Friday, November 27, 2009

soda girl

I was looking in my journal from last year and found this entry. It reminded me again how much I love Soda Springs so I thought I’d share.

November 16, 2008
You don’t realize how much you love something until you leave it...or it leaves you. I never thought I would love Idaho for real. I never expected to miss it or yearn for it.

This weekend I got to come home for the first time, and thought that I couldn’t get there fast enough; now I am watching the gold hills undulate away in the frame of the bus window, realizing that it ended before I knew it. I love this place. Even crossing the border from Utah, I felt as if I could finally relax because I was home. Idaho is my home! I honestly never thought I would want to, or even be able to, identify with it, but now, more than ever, I feel more connected with it than any other place in the world. As we drove through the little streets in Soda, I felt like the place had held its breath for me...like it hadn’t changed a bit and was as relieved to see me as I was to see it.

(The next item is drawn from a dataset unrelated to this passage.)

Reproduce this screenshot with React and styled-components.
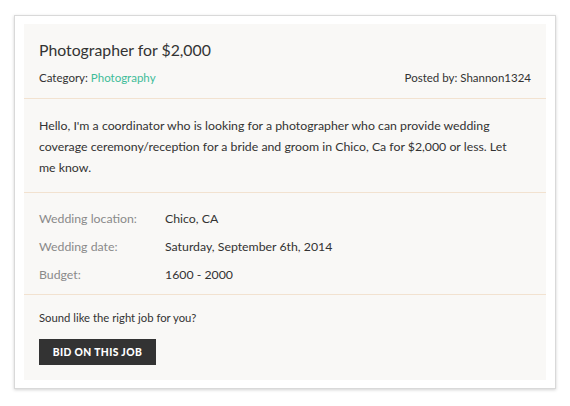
import React from "react";
import styled, { createGlobalStyle } from "styled-components";

const Global = createGlobalStyle`
  html, body { margin: 0; padding: 0; background: #fff; }
  body { font-family: "Lato", "Noto Sans", sans-serif; color: #333; }
`;

const Page = styled.div`
  padding: 15px 14px 16px 14px;
`;

const Frame = styled.div`
  background: #fff;
  border: 1px solid #d9d9d9;
  box-shadow: 0 1px 3px rgba(0,0,0,0.18);
  padding: 8px 9px 8px 9px;
`;

const Panel = styled.div`
  background: #f9f8f6;
`;

const Section = styled.div`
  padding: ${(p) => p.$pad};
  border-bottom: ${(p) => (p.$last ? "none" : "1px solid #f2e2d0")};
`;

const Title = styled.h1`
  margin: 0;
  font-size: 15.8px;
  font-weight: 400;
  line-height: 20px;
  color: #333;
`;

const MetaRow = styled.div`
  display: flex;
  justify-content: space-between;
  margin-top: 11px;
  font-size: 11.5px;
  line-height: 14px;
  color: #333;
`;

const Link = styled.a`
  color: #3fbc99;
  text-decoration: none;
`;

const Body = styled.p`
  margin: 0;
  max-width: 472px;
  font-size: 12.3px;
  line-height: 21px;
  color: #333;
`;

const Details = styled.div`
  display: grid;
  grid-template-columns: 126px 1fr;
  row-gap: 12px;
  font-size: 12.3px;
  line-height: 16px;
`;

const Label = styled.div`
  color: #8a8a8a;
`;

const Value = styled.div`
  color: #333;
`;

const Prompt = styled.div`
  font-size: 11.3px;
  line-height: 14px;
  color: #333;
`;

const Button = styled.button`
  margin-top: 14px;
  display: block;
  background: #333;
  color: #fff;
  border: none;
  font-family: "Lato", "Noto Sans", sans-serif;
  font-weight: 900;
  font-size: 10.3px;
  letter-spacing: 0.4px;
  text-transform: uppercase;
  width: 117px;
  height: 26px;
  padding: 0;
`;

export default function App() {
  return (
    <>
      <Global />
      <Page>
        <Frame>
          <Panel>
            <Section $pad="16px 15px 13px 15px">
              <Title>Photographer for $2,000</Title>
              <MetaRow>
                <span>
                  Category: <Link href="#">Photography</Link>
                </span>
                <span>Posted by: Shannon1324</span>
              </MetaRow>
            </Section>
            <Section $pad="16px 15px 14px 15px">
              <Body>
                Hello, I'm a coordinator who is looking for a photographer who can provide wedding
                coverage ceremony/reception for a bride and groom in Chico, Ca for $2,000 or less. Let
                me know.
              </Body>
            </Section>
            <Section $pad="18px 15px 11px 15px">
              <Details>
                <Label>Wedding location:</Label>
                <Value>Chico, CA</Value>
                <Label>Wedding date:</Label>
                <Value>Saturday, September 6th, 2014</Value>
                <Label>Budget:</Label>
                <Value>1600 - 2000</Value>
              </Details>
            </Section>
            <Section $last $pad="16px 15px 15px 15px">
              <Prompt>Sound like the right job for you?</Prompt>
              <Button>Bid on this job</Button>
            </Section>
          </Panel>
        </Frame>
      </Page>
    </>
  );
}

For years I’ve been telling people that I don’t want to admit to being a child of Idaho; I tried to get away with saying I grew up in Washington or all over, but Dad and Mom wouldn’t let me. I thought it was embarrassing to be from Idaho, the place that everyone assumed was Hickville just by hearing the name of the state. Although, I have come to the fact that I am completely proud of being from Idaho -- I wouldn’t want it any other way. There is so much here; I relish the rolling hills and open fields that radiate with gold when the sun goes down. I love the vast openness of between the sugar-capped mountains and the fact that one can see for miles around an up -- I love that I can see the stars flawlessly, without interference of tall buildings, dirty air, or city lights. I love the purity in its beauty. I think that’s one of the things I love most of all -- that I can see the sky, night or day I don’t care. I love that I can see the sun move across the sky for the whole day.

And as many issues as our town has, it is mine. I feel like it’s so much a part of me -- it’s in my blood, strong and true...and there’s no way I can deny that ever again.